Other Infrastructure or Materials

Category:

Woodchips

Summary

This is the first year for the Wintergreen Brook at Common Ground High School as an urban oasis. The site extends along a section of the Wintergreen Brook across the street from Common Ground High School campus. It is a mixed deciduous forest that belongs to the Jewish B'nai Jacob congregation. At the beginning of this summer, the site had lots of invasive species, poison ivy and illegally dumped trash. The idea of this project came from Kathiana Torres, a senior at the school this year who wanted to make it her senior project. The idea was the forest to be maintained as a green space and inside of it, to have a core area that will be the urban oasis. After her project got approved by URI, the students presented the idea to the board of directors of the congregation who then granted them permission to carry out the activities to make it a reality. As an urban oasis, the site became part of the partnership between Common Ground High School, URI, United States Fish and Wildlife, the City of New Haven, the Peabody Museum and Audubon Connecticut. This summer the school enlisted 2 different student crews from the school who worked to lay the ground work for the oasis. The goals they set for this summer were: clean up trash, removing invasive species, creating trails, and creating the urban oasis. Since then the site has been a great educational space for the students because they were involved in all steps of the process; from the conceptualization and design of the site to the physical work. They created a map for it, and they had some plant identification exercises for the most common invasive species on the site before they could start removing them.

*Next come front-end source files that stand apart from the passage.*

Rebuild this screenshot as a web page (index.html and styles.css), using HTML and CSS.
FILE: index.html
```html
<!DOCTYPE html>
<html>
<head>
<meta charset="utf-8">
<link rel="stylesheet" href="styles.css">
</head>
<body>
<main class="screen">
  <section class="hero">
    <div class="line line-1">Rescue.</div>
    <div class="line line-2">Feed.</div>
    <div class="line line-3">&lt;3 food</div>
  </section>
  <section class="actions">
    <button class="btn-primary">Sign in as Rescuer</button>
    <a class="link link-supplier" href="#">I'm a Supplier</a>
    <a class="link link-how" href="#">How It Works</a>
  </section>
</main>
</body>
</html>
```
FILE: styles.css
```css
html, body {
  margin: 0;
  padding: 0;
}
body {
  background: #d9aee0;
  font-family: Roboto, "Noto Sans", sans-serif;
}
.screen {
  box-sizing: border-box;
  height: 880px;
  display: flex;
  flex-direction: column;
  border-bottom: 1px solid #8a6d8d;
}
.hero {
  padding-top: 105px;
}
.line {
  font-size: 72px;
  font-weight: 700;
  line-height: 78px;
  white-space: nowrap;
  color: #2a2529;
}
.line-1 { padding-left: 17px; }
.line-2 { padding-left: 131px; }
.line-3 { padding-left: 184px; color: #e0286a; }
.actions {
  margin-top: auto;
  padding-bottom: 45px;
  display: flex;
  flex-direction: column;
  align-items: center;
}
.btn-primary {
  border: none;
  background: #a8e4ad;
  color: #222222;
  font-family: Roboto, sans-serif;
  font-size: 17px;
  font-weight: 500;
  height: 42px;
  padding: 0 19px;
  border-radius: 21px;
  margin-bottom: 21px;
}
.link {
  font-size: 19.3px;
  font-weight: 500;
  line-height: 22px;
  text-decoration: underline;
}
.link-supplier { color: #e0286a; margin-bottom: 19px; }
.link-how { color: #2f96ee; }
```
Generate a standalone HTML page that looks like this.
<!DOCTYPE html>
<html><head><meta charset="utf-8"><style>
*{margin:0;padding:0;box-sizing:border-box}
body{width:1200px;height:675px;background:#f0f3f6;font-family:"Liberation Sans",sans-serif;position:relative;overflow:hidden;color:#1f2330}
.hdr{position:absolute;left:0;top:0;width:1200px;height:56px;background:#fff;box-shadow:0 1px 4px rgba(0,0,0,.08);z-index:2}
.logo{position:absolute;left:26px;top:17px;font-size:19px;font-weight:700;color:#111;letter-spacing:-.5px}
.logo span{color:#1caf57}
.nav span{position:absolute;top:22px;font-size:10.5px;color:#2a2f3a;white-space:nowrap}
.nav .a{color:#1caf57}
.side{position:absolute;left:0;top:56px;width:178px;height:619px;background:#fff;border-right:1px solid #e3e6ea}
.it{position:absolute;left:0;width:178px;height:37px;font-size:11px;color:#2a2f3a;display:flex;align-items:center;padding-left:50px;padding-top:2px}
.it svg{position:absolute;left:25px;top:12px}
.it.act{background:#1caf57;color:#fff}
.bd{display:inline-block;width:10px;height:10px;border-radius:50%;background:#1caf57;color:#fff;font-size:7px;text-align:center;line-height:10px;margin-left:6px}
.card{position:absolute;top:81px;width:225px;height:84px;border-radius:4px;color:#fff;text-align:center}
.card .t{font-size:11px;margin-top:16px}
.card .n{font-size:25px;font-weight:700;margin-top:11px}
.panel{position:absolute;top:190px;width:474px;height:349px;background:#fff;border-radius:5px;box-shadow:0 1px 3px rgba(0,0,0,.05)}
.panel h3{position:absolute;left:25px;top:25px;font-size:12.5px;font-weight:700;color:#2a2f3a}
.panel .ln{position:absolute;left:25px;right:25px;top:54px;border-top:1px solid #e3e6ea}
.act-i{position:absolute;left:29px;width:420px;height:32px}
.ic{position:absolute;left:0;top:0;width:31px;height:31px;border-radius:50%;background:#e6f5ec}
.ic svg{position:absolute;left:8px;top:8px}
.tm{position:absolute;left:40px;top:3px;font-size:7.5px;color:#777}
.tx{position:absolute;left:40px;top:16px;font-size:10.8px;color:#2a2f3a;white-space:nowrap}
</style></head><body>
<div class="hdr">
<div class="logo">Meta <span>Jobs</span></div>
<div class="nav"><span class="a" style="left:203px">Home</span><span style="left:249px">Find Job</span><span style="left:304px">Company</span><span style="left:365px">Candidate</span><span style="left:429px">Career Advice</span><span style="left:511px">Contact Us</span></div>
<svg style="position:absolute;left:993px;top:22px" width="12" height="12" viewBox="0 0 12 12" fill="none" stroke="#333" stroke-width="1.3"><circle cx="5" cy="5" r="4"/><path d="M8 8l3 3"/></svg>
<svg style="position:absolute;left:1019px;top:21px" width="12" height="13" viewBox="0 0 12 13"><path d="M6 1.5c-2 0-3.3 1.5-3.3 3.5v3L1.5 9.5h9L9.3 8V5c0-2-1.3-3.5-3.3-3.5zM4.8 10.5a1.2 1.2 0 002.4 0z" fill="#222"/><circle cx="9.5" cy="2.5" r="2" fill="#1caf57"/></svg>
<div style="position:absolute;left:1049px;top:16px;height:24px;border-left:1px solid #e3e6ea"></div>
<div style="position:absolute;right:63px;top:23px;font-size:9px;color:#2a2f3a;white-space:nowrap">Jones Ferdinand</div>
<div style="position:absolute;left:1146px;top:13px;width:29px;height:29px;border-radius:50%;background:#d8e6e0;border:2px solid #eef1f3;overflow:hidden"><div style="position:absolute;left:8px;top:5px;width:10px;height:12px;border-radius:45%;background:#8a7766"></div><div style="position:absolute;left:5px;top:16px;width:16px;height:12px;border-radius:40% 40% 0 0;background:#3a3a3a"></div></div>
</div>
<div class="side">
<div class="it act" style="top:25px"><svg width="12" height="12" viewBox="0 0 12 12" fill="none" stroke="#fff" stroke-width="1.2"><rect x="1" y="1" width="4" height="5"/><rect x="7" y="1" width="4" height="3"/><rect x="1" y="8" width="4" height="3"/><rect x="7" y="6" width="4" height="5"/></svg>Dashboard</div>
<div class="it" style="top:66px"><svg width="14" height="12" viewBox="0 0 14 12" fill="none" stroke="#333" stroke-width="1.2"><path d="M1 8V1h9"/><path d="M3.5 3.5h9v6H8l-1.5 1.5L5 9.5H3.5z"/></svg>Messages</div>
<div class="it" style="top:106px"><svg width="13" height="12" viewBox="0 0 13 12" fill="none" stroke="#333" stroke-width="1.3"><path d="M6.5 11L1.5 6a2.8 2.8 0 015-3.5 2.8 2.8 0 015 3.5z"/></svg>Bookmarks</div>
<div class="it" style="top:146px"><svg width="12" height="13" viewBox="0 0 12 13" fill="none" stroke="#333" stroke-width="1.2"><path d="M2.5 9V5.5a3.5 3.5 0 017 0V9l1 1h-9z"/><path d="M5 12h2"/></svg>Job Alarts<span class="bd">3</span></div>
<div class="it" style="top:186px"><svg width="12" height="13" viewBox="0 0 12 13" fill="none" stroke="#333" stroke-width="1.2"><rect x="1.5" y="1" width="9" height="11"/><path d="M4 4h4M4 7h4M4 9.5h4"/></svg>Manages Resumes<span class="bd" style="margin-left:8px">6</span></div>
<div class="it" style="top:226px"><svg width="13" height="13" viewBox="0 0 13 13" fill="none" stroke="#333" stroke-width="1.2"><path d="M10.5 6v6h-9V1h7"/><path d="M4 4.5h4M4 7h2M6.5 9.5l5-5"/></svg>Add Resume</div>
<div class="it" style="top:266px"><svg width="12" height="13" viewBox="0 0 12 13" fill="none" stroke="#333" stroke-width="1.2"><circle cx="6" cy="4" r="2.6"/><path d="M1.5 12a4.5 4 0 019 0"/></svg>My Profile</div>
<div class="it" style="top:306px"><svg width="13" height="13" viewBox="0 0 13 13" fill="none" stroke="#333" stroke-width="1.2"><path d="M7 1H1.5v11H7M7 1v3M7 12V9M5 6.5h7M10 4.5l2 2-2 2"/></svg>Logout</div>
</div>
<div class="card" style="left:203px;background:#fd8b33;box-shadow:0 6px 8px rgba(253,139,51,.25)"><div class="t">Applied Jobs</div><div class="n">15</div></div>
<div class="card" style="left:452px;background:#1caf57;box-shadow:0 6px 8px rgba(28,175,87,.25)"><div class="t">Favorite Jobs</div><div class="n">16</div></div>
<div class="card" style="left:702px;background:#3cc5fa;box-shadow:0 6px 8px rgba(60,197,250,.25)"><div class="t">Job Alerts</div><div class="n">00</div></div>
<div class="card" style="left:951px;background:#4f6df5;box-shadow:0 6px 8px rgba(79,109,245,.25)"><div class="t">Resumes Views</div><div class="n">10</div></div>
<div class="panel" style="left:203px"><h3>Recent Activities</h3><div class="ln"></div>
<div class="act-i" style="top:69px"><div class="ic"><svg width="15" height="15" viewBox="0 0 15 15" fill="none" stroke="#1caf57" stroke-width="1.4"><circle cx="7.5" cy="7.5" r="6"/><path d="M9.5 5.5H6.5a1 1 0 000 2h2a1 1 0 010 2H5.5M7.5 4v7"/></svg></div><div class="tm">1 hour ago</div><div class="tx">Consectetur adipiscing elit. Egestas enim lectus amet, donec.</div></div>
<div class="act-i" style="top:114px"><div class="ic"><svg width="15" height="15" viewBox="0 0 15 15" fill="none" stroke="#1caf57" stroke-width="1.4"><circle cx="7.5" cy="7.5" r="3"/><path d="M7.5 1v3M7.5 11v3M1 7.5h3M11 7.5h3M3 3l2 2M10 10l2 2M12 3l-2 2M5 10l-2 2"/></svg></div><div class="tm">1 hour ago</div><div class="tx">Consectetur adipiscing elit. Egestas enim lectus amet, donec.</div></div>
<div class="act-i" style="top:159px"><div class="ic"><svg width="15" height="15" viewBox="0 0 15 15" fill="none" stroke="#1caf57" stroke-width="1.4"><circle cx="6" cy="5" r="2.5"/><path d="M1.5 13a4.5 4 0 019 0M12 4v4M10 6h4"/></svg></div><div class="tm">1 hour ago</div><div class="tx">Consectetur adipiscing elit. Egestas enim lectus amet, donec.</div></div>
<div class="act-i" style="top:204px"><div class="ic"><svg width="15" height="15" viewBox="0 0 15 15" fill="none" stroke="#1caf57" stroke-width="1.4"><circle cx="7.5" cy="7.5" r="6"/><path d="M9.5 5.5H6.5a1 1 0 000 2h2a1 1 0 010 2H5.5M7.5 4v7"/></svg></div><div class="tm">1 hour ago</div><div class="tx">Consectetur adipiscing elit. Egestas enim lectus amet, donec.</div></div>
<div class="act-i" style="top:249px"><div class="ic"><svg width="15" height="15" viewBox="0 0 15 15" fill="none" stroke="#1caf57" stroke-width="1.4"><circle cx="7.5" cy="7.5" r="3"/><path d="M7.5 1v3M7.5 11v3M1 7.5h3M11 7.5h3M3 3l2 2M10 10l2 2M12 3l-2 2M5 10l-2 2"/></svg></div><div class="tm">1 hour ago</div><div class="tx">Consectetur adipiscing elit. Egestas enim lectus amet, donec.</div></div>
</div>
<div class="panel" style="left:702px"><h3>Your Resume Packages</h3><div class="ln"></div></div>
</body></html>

They created a trail that goes to and around the oasis and covered it with woodchips, planted native plants, focusing on the ones that provide food and good habitat for the birds, like the low brush blueberries, winterberries, mountain laurels, nine barks, autumn brilliance etc. They learned to identify and removed invasive species such as: mugworth, Norway maple, garlic mustard, multifloral roses, Japanese knotweed, Japanese barberry, etc. This fall the group wants to install nesting boxes and to extend the trails and install benches around the oasis to increase educational access. For the future they want to keep working on improving habitat quality and extend the trail all the way to a community garden a few miles further north.